<<<<

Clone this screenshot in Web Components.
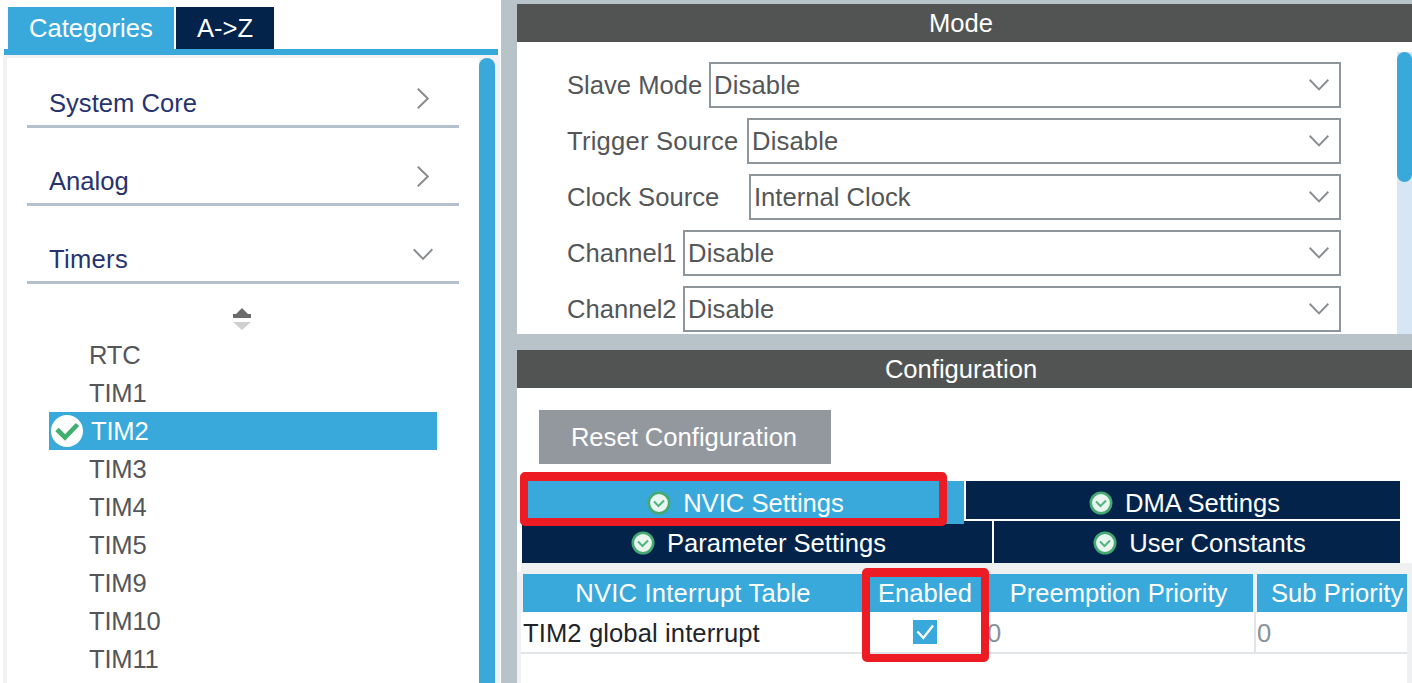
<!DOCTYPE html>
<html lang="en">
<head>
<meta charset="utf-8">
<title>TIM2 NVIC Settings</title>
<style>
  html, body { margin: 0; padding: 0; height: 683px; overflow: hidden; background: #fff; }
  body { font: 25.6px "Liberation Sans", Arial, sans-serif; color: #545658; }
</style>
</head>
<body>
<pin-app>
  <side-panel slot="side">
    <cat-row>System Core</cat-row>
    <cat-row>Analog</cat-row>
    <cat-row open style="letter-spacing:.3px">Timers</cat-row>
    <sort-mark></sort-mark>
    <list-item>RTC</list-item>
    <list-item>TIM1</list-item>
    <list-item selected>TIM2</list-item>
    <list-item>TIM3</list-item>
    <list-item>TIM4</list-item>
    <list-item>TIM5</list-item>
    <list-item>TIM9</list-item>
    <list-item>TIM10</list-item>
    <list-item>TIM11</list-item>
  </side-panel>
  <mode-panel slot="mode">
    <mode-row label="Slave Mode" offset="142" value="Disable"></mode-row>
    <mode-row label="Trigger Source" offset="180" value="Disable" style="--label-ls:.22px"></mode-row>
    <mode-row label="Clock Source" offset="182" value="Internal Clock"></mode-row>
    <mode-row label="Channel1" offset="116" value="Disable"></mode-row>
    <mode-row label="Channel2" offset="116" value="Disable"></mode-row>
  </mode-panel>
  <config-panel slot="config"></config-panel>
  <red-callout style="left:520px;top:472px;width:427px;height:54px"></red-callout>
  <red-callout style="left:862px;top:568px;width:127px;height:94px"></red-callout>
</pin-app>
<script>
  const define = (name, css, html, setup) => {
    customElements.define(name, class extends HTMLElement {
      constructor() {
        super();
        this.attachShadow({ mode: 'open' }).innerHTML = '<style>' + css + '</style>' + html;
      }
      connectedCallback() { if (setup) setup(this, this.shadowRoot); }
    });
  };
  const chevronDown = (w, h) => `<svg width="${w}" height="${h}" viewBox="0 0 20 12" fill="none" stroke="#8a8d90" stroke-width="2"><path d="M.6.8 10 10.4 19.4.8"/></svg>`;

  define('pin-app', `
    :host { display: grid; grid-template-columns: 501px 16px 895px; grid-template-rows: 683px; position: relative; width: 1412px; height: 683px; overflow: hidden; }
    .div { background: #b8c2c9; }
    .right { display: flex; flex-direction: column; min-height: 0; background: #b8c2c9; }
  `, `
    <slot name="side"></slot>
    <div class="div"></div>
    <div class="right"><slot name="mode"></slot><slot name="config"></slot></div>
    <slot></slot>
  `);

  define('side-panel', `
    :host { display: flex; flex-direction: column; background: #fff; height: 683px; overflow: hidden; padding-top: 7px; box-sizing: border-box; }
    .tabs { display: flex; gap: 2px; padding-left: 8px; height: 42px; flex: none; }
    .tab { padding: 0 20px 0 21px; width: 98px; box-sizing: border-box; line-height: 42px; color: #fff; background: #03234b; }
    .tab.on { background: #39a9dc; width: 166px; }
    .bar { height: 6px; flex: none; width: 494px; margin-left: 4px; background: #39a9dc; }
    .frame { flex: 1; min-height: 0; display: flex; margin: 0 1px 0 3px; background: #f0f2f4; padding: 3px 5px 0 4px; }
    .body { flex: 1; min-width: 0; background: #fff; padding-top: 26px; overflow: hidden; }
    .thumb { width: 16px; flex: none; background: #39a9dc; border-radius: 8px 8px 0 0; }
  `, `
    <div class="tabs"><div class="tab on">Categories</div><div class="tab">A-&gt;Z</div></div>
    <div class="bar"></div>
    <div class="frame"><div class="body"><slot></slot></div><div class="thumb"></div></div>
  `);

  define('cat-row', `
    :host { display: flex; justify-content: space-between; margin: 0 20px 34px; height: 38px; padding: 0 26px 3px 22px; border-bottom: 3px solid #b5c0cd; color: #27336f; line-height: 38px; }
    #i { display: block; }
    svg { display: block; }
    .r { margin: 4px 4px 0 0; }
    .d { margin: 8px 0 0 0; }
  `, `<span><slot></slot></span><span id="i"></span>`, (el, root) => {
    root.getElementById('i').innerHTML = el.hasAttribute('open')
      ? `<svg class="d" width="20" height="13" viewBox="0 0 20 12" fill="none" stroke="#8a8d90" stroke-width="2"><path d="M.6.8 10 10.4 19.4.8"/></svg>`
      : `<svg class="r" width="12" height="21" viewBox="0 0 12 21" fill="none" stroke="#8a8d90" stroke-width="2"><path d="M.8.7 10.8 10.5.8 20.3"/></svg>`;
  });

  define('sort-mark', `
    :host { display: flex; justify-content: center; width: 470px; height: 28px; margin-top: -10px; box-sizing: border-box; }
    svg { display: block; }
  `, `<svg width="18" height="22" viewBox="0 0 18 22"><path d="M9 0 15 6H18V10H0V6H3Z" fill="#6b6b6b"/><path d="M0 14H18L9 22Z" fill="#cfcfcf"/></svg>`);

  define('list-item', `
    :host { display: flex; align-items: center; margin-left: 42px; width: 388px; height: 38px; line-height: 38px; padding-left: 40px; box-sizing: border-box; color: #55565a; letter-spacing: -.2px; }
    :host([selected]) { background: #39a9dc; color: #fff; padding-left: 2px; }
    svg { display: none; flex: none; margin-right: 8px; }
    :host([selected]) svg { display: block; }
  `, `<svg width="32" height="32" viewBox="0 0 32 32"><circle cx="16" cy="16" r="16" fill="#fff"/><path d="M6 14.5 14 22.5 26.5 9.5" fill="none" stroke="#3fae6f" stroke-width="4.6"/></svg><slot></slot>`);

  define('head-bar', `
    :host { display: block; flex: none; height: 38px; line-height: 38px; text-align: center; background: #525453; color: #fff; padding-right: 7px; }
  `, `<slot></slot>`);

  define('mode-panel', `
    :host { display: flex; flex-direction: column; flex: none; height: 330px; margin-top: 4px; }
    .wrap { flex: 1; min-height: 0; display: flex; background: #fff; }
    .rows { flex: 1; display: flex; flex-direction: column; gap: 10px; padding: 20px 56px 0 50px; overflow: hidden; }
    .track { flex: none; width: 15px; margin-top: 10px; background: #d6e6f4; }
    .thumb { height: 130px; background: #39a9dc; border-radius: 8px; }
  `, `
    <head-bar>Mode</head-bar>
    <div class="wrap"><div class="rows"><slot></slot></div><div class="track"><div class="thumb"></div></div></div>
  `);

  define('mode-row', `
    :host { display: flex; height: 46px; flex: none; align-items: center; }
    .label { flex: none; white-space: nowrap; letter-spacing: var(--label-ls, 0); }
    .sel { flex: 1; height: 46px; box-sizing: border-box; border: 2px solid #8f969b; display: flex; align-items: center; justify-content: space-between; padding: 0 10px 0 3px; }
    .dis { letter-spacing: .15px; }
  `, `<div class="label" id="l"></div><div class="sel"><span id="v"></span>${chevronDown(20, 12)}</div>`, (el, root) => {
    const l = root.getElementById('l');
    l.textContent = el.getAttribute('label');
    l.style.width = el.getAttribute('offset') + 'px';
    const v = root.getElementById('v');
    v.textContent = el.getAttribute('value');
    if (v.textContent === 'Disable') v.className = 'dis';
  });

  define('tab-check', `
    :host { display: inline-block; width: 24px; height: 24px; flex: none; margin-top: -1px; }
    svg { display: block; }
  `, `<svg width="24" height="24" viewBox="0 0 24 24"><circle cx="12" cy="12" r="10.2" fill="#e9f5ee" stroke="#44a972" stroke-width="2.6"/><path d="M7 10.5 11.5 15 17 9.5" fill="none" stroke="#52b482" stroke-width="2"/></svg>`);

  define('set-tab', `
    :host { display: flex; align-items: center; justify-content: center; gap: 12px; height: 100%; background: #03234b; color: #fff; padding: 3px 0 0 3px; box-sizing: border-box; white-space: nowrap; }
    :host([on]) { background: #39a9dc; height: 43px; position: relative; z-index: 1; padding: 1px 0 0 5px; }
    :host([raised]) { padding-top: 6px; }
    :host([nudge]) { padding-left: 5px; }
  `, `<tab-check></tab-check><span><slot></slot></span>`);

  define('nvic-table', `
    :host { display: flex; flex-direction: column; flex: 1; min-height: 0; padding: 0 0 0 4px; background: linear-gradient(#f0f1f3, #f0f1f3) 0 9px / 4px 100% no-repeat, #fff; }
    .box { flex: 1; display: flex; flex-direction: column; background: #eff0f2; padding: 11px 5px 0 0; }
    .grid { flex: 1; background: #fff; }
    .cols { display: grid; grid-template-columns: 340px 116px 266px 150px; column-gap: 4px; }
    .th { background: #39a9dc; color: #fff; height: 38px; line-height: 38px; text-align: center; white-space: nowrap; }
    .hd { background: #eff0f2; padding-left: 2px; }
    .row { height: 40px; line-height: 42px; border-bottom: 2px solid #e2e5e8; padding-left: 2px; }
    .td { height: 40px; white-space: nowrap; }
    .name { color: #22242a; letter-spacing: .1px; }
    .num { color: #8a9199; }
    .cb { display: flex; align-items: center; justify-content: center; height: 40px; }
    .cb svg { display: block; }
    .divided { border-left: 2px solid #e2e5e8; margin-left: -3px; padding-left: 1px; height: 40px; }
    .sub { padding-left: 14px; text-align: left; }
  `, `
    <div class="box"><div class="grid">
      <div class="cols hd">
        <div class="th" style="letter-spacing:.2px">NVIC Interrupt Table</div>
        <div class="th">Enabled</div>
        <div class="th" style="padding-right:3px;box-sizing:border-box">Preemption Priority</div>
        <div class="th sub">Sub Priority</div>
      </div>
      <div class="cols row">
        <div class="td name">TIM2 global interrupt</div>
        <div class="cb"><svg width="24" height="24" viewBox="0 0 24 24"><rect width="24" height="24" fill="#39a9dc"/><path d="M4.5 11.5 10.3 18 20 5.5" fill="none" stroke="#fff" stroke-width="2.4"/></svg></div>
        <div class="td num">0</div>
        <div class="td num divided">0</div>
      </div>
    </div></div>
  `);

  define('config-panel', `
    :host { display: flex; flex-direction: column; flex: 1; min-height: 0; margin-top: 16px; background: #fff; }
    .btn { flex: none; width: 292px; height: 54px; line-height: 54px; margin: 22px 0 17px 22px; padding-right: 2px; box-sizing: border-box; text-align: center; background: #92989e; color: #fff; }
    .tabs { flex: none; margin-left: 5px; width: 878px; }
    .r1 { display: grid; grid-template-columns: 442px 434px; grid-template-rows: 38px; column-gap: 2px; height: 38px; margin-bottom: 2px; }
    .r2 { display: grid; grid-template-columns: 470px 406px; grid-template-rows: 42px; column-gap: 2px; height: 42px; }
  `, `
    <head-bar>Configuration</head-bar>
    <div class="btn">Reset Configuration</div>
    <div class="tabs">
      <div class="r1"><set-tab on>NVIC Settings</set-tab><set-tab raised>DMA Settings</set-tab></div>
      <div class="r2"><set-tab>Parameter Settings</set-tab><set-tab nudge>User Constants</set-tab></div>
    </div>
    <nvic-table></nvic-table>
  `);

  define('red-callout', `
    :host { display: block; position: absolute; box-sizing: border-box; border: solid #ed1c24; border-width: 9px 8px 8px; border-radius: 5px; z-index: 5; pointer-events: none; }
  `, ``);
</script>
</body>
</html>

>>>>

**Instructions to follow:** From the listing above, return each line with the word "this".

**Correct result:**
Clone this screenshot in Web Components.
        this.attachShadow({ mode: 'open' }).innerHTML = '<style>' + css + '</style>' + html;
      connectedCallback() { if (setup) setup(this, this.shadowRoot); }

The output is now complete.